Exercise directions: Pull out all lines from the listing below in which the word "that" appears.

Data for processing:
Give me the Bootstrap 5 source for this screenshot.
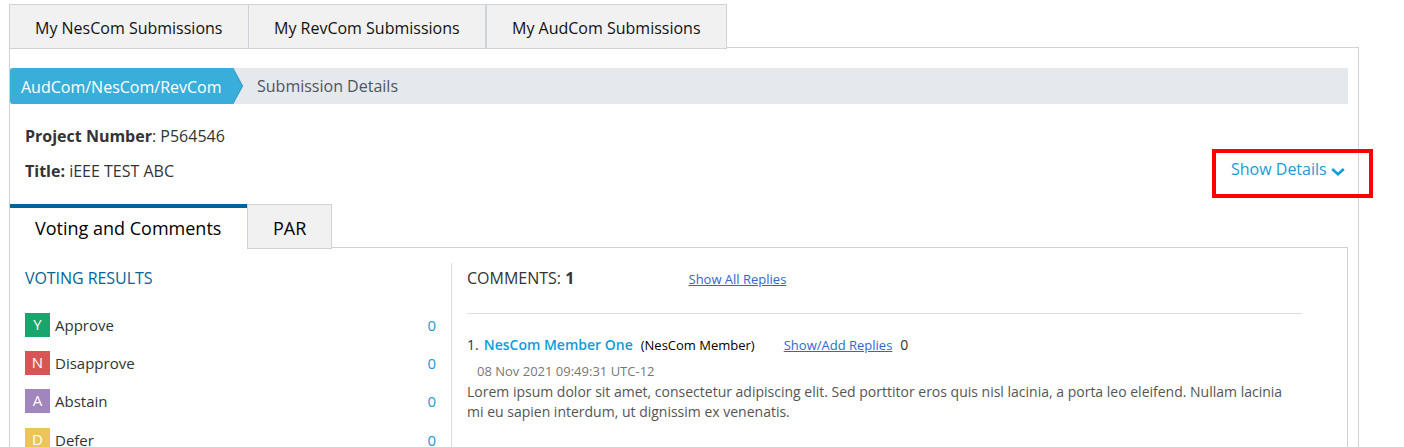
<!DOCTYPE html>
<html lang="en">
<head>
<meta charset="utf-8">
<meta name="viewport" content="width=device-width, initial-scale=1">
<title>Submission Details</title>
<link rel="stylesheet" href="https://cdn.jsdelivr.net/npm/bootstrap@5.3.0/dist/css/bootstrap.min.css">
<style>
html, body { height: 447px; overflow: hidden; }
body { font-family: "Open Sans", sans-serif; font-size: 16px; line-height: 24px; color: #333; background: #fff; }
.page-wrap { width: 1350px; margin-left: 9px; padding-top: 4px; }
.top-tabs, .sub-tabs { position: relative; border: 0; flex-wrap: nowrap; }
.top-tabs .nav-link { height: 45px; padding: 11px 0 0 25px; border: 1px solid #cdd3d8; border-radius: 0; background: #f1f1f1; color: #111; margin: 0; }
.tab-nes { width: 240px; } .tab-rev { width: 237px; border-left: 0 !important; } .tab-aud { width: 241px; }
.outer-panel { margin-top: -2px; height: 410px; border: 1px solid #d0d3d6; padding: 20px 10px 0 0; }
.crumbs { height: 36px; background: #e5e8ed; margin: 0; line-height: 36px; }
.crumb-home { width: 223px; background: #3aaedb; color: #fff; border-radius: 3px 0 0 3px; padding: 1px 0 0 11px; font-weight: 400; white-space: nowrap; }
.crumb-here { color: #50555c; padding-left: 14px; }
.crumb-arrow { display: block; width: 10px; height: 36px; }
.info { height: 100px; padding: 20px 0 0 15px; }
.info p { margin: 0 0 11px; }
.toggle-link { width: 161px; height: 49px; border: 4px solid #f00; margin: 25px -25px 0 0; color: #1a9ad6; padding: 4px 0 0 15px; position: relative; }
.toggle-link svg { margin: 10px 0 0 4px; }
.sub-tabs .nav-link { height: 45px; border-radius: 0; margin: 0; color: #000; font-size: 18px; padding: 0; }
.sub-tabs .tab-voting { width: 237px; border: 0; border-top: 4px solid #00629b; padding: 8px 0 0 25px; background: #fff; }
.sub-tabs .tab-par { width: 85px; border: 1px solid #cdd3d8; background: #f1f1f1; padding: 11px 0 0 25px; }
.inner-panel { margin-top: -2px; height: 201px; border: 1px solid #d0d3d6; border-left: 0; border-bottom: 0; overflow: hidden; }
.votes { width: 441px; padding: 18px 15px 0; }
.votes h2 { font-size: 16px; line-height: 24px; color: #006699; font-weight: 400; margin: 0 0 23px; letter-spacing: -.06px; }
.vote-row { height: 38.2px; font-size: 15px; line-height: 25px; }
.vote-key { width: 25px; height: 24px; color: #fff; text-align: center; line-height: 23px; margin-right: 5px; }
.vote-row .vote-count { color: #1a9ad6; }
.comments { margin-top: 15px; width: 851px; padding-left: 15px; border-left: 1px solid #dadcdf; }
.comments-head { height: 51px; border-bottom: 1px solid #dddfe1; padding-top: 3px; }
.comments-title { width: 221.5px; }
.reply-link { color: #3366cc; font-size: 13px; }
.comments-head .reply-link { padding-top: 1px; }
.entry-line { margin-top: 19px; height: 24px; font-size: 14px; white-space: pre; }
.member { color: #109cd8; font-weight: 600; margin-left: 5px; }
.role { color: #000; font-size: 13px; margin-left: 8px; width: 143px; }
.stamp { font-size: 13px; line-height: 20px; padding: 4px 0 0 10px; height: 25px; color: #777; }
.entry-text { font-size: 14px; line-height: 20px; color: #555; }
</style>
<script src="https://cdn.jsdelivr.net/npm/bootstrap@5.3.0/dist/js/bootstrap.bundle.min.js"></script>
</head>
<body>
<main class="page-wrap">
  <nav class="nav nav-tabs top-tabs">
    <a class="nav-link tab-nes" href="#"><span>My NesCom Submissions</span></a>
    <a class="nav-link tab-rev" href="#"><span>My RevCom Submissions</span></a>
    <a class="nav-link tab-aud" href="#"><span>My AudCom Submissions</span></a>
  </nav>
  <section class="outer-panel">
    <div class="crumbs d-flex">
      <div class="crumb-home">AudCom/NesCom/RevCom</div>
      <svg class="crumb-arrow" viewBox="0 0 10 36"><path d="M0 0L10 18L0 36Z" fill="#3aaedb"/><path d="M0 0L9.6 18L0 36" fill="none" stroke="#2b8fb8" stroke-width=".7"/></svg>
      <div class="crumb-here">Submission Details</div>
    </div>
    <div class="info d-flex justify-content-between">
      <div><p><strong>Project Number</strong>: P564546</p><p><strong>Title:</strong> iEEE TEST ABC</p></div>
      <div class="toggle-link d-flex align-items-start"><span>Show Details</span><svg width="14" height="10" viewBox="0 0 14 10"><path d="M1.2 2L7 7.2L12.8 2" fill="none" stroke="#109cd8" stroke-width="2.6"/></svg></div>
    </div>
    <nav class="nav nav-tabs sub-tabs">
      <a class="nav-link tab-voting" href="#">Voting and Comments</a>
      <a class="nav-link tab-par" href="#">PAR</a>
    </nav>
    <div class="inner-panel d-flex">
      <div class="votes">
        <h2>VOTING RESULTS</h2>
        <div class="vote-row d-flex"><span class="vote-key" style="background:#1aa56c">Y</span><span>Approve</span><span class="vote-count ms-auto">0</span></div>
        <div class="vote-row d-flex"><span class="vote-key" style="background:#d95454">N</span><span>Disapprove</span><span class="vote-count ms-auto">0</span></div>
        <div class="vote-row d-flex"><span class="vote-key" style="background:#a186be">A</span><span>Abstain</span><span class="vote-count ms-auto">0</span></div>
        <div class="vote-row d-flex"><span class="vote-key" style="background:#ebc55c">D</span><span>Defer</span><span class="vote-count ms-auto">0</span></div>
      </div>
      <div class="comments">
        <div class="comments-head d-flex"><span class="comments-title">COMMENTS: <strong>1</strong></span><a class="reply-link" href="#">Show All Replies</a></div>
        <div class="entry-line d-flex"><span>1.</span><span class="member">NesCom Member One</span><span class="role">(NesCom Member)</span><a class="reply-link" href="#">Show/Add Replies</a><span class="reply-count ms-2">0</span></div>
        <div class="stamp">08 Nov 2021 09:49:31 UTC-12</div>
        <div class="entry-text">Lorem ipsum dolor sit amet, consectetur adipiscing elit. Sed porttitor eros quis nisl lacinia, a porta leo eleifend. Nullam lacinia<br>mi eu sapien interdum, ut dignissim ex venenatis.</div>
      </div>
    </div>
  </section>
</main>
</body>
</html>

* * *

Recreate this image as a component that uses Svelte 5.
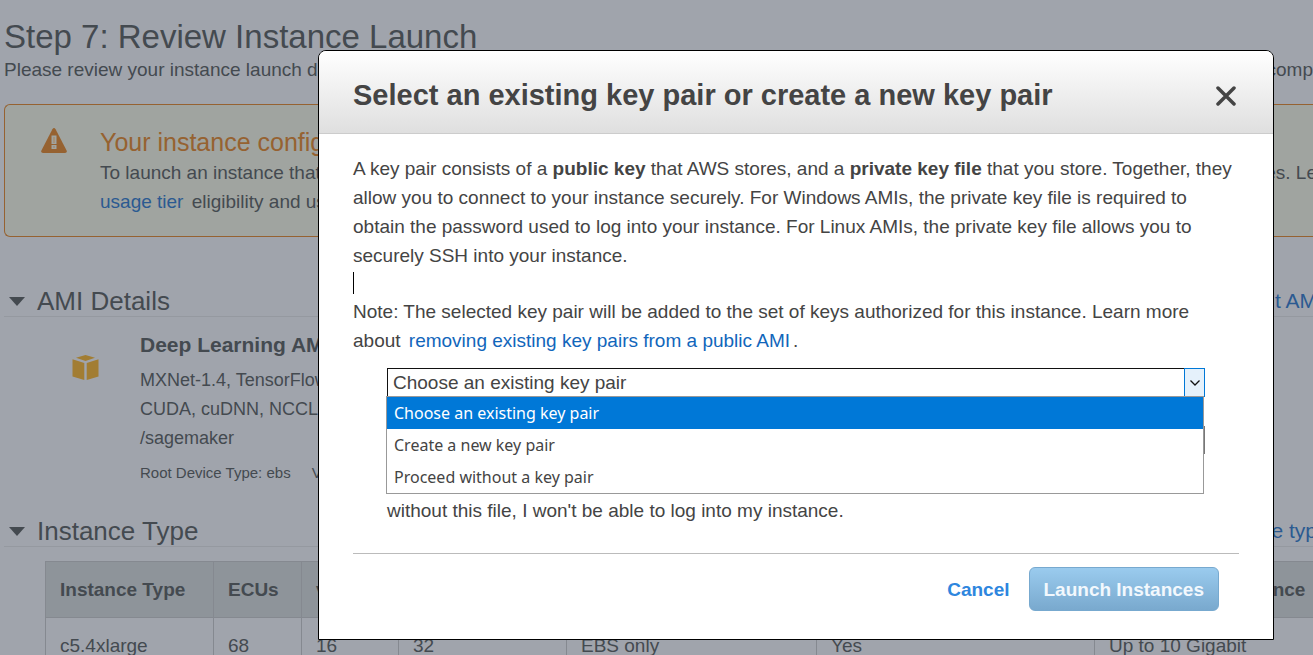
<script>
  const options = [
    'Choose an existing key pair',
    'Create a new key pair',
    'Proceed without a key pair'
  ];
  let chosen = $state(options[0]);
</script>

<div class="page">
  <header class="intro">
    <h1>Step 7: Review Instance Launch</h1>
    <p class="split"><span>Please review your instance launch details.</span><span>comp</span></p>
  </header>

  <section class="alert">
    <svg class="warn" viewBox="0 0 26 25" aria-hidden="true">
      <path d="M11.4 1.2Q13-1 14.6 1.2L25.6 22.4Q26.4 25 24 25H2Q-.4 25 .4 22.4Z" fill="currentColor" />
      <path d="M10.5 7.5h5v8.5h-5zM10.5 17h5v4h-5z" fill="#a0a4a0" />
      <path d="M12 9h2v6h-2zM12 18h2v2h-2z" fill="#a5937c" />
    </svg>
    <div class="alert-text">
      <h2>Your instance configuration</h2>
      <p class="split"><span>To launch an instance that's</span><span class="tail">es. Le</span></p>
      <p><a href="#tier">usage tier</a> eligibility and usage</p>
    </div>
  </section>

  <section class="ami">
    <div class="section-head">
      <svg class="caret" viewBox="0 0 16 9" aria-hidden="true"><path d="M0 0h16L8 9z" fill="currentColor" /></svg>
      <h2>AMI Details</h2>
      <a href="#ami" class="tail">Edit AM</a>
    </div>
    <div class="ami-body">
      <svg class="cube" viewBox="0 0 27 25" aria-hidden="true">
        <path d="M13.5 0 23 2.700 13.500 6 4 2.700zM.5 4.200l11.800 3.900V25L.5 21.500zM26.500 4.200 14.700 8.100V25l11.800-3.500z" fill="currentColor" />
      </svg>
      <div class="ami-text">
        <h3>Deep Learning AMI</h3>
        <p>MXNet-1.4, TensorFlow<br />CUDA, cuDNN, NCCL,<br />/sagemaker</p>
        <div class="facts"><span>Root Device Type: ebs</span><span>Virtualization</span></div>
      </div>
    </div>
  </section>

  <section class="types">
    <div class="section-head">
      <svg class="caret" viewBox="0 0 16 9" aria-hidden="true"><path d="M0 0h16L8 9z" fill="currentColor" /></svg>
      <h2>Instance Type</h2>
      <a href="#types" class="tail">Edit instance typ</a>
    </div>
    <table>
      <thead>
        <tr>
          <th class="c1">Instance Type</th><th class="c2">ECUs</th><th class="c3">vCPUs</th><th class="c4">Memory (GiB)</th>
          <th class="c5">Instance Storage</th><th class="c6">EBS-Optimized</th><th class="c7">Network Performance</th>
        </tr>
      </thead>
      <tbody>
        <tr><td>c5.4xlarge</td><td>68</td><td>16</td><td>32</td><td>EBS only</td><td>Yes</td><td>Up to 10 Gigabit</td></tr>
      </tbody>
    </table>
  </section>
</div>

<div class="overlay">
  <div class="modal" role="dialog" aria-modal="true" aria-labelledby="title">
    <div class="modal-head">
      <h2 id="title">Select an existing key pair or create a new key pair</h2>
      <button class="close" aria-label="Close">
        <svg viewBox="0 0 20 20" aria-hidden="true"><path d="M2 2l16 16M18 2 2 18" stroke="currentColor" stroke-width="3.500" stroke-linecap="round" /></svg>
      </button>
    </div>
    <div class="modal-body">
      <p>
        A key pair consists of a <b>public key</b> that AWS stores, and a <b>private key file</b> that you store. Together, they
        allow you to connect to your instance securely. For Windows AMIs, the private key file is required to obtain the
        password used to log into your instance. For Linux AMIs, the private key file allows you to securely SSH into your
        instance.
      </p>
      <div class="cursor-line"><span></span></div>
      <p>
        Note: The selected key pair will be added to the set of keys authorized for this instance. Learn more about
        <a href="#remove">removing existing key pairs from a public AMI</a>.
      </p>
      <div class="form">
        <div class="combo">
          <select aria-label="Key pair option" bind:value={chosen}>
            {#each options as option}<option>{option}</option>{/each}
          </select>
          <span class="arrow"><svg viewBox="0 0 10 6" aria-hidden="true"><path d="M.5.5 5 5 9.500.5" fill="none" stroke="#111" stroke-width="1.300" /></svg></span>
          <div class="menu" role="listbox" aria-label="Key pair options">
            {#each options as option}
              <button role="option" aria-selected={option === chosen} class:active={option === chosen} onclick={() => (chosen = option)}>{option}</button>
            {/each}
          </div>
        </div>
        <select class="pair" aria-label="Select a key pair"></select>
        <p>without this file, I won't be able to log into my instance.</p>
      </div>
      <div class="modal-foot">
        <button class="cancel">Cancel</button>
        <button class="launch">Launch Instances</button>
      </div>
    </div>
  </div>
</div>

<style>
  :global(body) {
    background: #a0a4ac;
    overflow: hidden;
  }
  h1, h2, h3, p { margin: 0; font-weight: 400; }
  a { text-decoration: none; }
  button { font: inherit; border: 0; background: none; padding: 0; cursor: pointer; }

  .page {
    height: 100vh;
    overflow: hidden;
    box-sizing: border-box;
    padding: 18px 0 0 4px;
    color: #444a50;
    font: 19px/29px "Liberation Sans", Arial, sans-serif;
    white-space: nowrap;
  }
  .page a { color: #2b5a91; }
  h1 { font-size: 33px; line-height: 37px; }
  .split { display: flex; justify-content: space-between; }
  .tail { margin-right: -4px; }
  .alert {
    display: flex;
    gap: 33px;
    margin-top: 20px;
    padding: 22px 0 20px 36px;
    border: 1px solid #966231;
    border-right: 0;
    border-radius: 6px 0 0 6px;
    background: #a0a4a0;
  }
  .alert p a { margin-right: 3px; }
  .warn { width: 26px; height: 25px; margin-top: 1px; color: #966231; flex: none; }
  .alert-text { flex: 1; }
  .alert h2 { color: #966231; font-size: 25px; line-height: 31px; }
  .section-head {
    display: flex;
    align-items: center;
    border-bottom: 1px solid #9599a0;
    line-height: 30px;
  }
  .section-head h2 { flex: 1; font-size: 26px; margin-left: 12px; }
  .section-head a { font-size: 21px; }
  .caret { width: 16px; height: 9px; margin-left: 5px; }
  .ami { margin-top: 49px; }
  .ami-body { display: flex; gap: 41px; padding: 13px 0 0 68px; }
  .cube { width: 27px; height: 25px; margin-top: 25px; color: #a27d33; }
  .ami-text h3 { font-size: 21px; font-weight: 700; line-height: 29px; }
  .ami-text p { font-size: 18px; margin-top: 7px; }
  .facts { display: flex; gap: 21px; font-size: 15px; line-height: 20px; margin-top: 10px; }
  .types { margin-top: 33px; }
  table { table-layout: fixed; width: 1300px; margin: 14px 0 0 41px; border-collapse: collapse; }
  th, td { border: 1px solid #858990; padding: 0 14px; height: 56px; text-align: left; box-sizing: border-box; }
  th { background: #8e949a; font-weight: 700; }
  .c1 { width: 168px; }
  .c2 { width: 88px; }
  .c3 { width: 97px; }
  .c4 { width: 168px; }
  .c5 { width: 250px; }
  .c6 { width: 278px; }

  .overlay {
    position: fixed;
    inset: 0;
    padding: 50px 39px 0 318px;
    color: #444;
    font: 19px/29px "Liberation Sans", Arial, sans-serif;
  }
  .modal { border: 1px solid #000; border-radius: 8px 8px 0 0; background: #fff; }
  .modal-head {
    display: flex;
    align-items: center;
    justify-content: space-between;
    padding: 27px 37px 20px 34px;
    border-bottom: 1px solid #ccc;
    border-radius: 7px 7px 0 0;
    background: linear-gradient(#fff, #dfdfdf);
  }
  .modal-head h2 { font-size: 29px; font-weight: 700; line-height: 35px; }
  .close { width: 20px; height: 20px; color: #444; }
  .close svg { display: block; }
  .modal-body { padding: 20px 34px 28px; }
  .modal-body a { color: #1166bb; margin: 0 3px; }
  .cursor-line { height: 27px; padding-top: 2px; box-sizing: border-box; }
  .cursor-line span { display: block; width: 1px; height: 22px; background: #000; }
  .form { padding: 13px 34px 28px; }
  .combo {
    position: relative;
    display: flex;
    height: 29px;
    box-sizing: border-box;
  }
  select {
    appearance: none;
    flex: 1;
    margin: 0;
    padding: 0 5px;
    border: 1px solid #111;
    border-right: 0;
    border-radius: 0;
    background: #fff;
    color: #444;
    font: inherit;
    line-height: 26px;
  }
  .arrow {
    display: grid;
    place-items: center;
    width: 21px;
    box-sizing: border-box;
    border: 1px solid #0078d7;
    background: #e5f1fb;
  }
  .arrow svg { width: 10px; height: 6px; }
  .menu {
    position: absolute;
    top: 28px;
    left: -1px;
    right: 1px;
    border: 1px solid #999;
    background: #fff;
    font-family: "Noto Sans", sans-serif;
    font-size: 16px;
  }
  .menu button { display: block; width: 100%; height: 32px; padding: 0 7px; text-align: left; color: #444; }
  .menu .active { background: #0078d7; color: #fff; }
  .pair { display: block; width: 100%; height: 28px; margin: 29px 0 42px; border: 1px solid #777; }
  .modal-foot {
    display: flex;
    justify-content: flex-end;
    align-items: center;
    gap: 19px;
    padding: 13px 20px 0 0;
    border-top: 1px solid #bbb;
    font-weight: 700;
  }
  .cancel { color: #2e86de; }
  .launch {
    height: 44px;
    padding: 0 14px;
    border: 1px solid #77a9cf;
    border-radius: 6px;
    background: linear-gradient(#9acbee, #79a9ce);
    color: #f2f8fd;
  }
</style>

Correct response:
Recreate this image as a component that uses Svelte 5.
      <p class="split"><span>To launch an instance that's</span><span class="tail">es. Le</span></p>
        A key pair consists of a <b>public key</b> that AWS stores, and a <b>private key file</b> that you store. Together, they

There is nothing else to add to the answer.